Now that people are aware of the requirement, the park will lower its tolerance for those who do not display the pass on their car's windshield, Alderman said.
Rangers who find a car bearing no Discover Pass will attempt to contact the car's owner and give him or her the opportunity to purchase either a day-use pass for $10 or a one-year Discover Pass for $30.
If the ranger is unsuccessful, the car will receive a $99 parking citation.
“We don't want to issue tickets and are hoping that our visitors will understand the dire financial situation we are facing and that they will support State Parks by purchasing a Discover Pass,” Alderman said.
“The pass is now transferrable between two vehicles and gives them access to millions of acres of Washington state-managed recreation lands — including state parks, water-access points, heritage sites, wildlife and natural areas, trails and trailheads.”

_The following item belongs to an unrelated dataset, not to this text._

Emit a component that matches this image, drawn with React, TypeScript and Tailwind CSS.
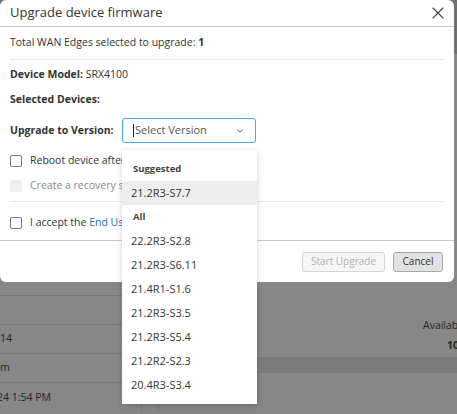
import { ChevronDown, X } from 'lucide-react';

const suggested = ['21.2R3-S7.7'];
const allVersions = [
  '22.2R3-S2.8',
  '21.2R3-S6.11',
  '21.4R1-S1.6',
  '21.2R3-S3.5',
  '21.2R3-S5.4',
  '21.2R2-S2.3',
  '20.4R3-S3.4',
];

function Checkbox({ disabled }: { disabled?: boolean }) {
  return (
    <span
      className={
        disabled
          ? 'h-[12px] w-[12px] shrink-0 rounded-[2px] bg-[#eeeeee]'
          : 'h-[12px] w-[12px] shrink-0 rounded-[2px] border border-[#777777] bg-white'
      }
    />
  );
}

function VersionMenu() {
  return (
    <div className="absolute left-0 top-[32px] z-20 w-[135px] bg-white py-[7px] shadow-[0_2px_6px_rgba(0,0,0,0.18)]">
      <div className="flex h-[24px] items-center px-[11px] text-[9.5px] font-bold text-[#444]">Suggested</div>
      {suggested.map((v) => (
        <div key={v} className="flex h-[24px] items-center bg-[#eeeef0] px-[9px] text-[11px] text-[#333]">
          {v}
        </div>
      ))}
      <div className="flex h-[24px] items-center px-[11px] text-[9.5px] font-bold text-[#444]">All</div>
      {allVersions.map((v) => (
        <div key={v} className="flex h-[24px] items-center px-[9px] text-[11px] text-[#333]">
          {v}
        </div>
      ))}
    </div>
  );
}

function FirmwareModal() {
  return (
    <div className="absolute left-0 top-0 z-10 w-[454px] rounded-[6px] bg-white text-[10.5px] text-[#333]">
      <div className="flex h-[27px] items-center justify-between border-b border-[#c8c8c8] pl-[10px] pr-[6px]">
        <h2 className="text-[13px] text-[#333]">Upgrade device firmware</h2>
        <X className="h-[20px] w-[20px] text-[#444]" strokeWidth={1.3} />
      </div>

      <div className="px-[10px]">
        <div className="flex h-[32px] items-center">
          Total WAN Edges selected to upgrade:&nbsp;<b>1</b>
        </div>
        <div className="border-t border-[#e8e8e8]" />
        <div className="flex h-[30px] items-center">
          <b>Device Model:</b>&nbsp;SRX4100
        </div>
        <div className="flex h-[20px] items-center font-bold">Selected Devices:</div>
        <div className="flex h-[41px] items-center">
          <span className="w-[112px] font-bold">Upgrade to Version:</span>
          <div className="relative">
            <div className="flex h-[25px] w-[134px] items-center justify-between rounded-[3px] border border-[#4aa6e6] pl-[10px] pr-[10px]">
              <span className="flex items-center text-[11px] text-[#555]">
                <span className="mr-[1px] h-[13px] w-px bg-[#222]" />
                Select Version
              </span>
              <ChevronDown className="h-[10px] w-[10px] text-[#555]" strokeWidth={2.2} />
            </div>
            <VersionMenu />
          </div>
        </div>
        <div className="flex h-[20px] items-center gap-[8px]">
          <Checkbox />
          <span>Reboot device after upgrade</span>
        </div>
        <div className="flex h-[30px] items-center gap-[8px] text-[#888]">
          <Checkbox disabled />
          <span>Create a recovery snapshot</span>
        </div>
        <div className="border-t border-[#e8e8e8]" />
        <div className="flex h-[38px] items-center gap-[8px] pt-[3px]">
          <Checkbox />
          <span>
            I accept the <span className="text-[#1b6ec2]">End User License Agreement</span>
          </span>
        </div>
      </div>

      <div className="flex h-[42px] items-center justify-end gap-[8px] border-t border-[#c8c8c8] pr-[11px]">
        <button className="h-[20px] w-[83px] rounded-[3px] border border-[#d6d6d6] bg-[#f6f6f6] text-[10px] text-[#b3b3b3]">
          Start Upgrade
        </button>
        <button className="h-[20px] w-[50px] rounded-[3px] border border-[#a8a8a8] bg-[#e2e2e2] text-[10px] text-[#333]">
          Cancel
        </button>
      </div>
    </div>
  );
}

export default function App() {
  return (
    <div
      className="relative h-[414px] w-[457px] overflow-hidden bg-[#878787] text-[10.5px] text-[#262626]"
      style={{ fontFamily: '"Open Sans", "Noto Sans", sans-serif' }}
    >
      {/* dimmed page behind the dialog */}
      <div className="h-[54px] bg-[#6f6f6f]" />
      <div className="flex">
        <div className="w-[142px] shrink-0 border-r border-[#7a7a7a] pt-[213px]">
          <div className="h-[29px] border-b border-[#777]" />
          <div className="h-[29px] border-b border-[#777]" />
          <div className="flex h-[29px] items-center border-b border-[#777]">14</div>
          <div className="flex h-[29px] items-center border-b border-[#777]">m</div>
          <div className="-ml-[3px] flex h-[29px] items-center whitespace-nowrap">24 1:54 PM</div>
        </div>
        <div className="ml-[16px] flex-1 border-l border-[#7a7a7a]">
          <div className="flex justify-end pt-[262px]">
            <div className="w-[34px] whitespace-nowrap">
              <div className="flex h-[20px] items-center">Available</div>
              <div className="flex h-[20px] items-center pl-[24px] font-bold">100</div>
            </div>
          </div>
          <div className="mt-[1px] h-[16px] bg-[#7b7b7b]" />
        </div>
      </div>

      <FirmwareModal />
    </div>
  );
}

Alderman said Fort Worden is lagging behind the rest of the state with regard to pass enforcement.
She said that from July 1, 2011, to May 2 last week, rangers statewide issued 5,540 citations and 135 written warnings for failure to display the Discover Pass.
But only 19 of those citations were issued at Fort Worden.
Until March 30, the Discover Pass has generated a total of just more than $10 million in revenue.
“This is much less than projected,” Alderman said.
“But it's enough that our leadership believes that with recent legislative improvements and upcoming enhanced marketing, it can be successful in generating most of the revenue needed to keep State Parks open, staffed and maintained.”
The inconsistencies in enforcement result from a number of tenants at Fort Worden — such as the Port Townsend Marine Life Center and Peninsula College — that draw guests.
Special considerations can be made for tenants and special events, Alderman said.
Event organizers can purchase day or annual passes in bulk for participants, and when the layout of the park permits it, the event organizer can arrange with the park manager to lease a designated parking lot for the duration of the event.
The cost is based on $10 per space, but the overall cost of parking for the event may be reduced by not having to pay for turnover in those stalls.
For a private event such as a wedding, the event organizer prepurchases one-day passes for guests. Discounts to facility rentals and event fees can be negotiated, Alderman said.
Some event attendees may choose to park outside Fort Worden and walk in for an event — but they need to make sure they are parked legally so they don't get impounded, ticketed or towed on Port Townsend city streets, Alderman said.
“The default assumption is that the Discover Pass is required for attending special events in parks, just as it is for engaging in other social and recreational activities in parks,” Alderman said.
“We hope that visitors will take pride in their support of the state park system.”